Forestry product sales within the pulp segment totaled $160 million, up 1% quarter-on-quarter and 4% lower year-on-year. Sales volumes increased 12% compared with the previous quarter, driven by higher deliveries of pulpwood, sawlogs, and sawn timber. The price of forest products declined 10% quarter-on-quarter and 11% year-on-year.

The company's main pulp plants operated normally. Annual installed capacities remain at 360 thousand tons in Laja, 528 thousand tons in Pacífico, 370 thousand tons in Santa Fe I, 1.13 million tons in Santa Fe II, 430 thousand tons in Guaíba I, and 1.95 million tons in Guaíba II, totaling approximately 4.8 million tons per year. Maintenance activities were carried out as scheduled without affecting production continuity.

The Softys division recorded sales of $873 million, up 7% from the previous quarter and 3% higher year-on-year. The division's adjusted EBITDA reached $95 million, an increase of 16% quarter-on-quarter and a 13% decline from last year. The EBITDA margin stood at 10.9%, compared with 10% in the previous quarter and 12.8% a year earlier. Tissue sales volumes rose 7% quarterly and 5% annually to 217 thousand tons. In personal care, diaper volumes grew 5% from the previous quarter and 21% year-on-year to 2.22 billion units, while feminine care rose 2% quarterly and 6% annually to 539 million units. Other products, mainly wet wipes, increased 14% quarterly and 45% year-on-year to 788 million units.

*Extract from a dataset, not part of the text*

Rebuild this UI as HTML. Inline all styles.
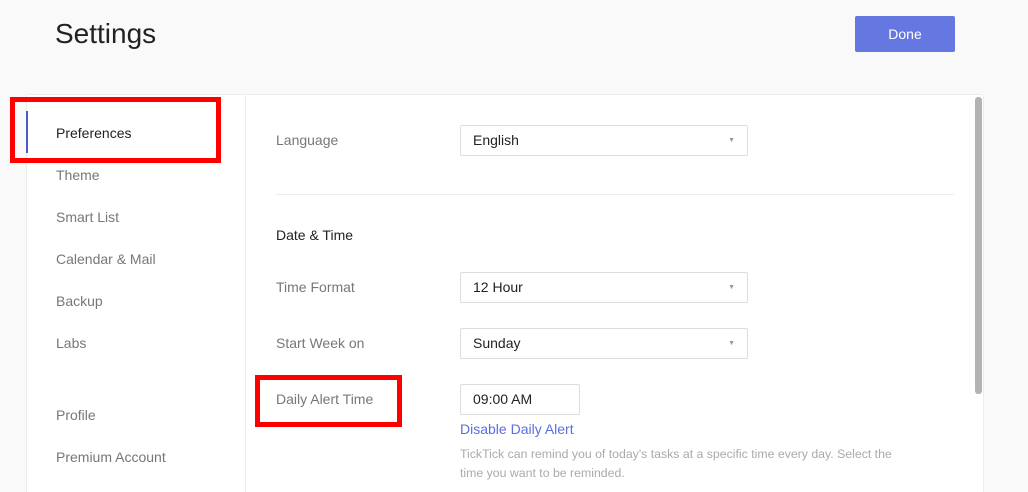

The Biopackaging division posted sales of $266 million, up 4% from the previous quarter and 4% lower year-on-year. The adjusted EBITDA was $18 million, stable quarter-on-quarter and 31% below last year, with a margin of 6.8%. Sales volumes reached 215 thousand tons, representing a 7% quarterly increase and 4% annual decrease. Volumes rose in cartons, paper sacks, corrugated papers, and molded pulp trays, while cartonboard volumes remained 11% below last year's level.

CMPC noted that the pulp market continued under challenging conditions during the quarter, with prices reaching historic lows in real terms in August 2025 due to excess supply in China. The company observed partial recovery signs in short-fiber pulp toward the end of the quarter, while long-fiber demand remained weak.

Despite regional demand stagnation in consumer markets and exchange rate pressures, CMPC stated that operational stability and efficiency measures helped sustain performance. The company expects gradual stabilization in global pulp prices and continued focus on cost optimization and production efficiency in the following quarters.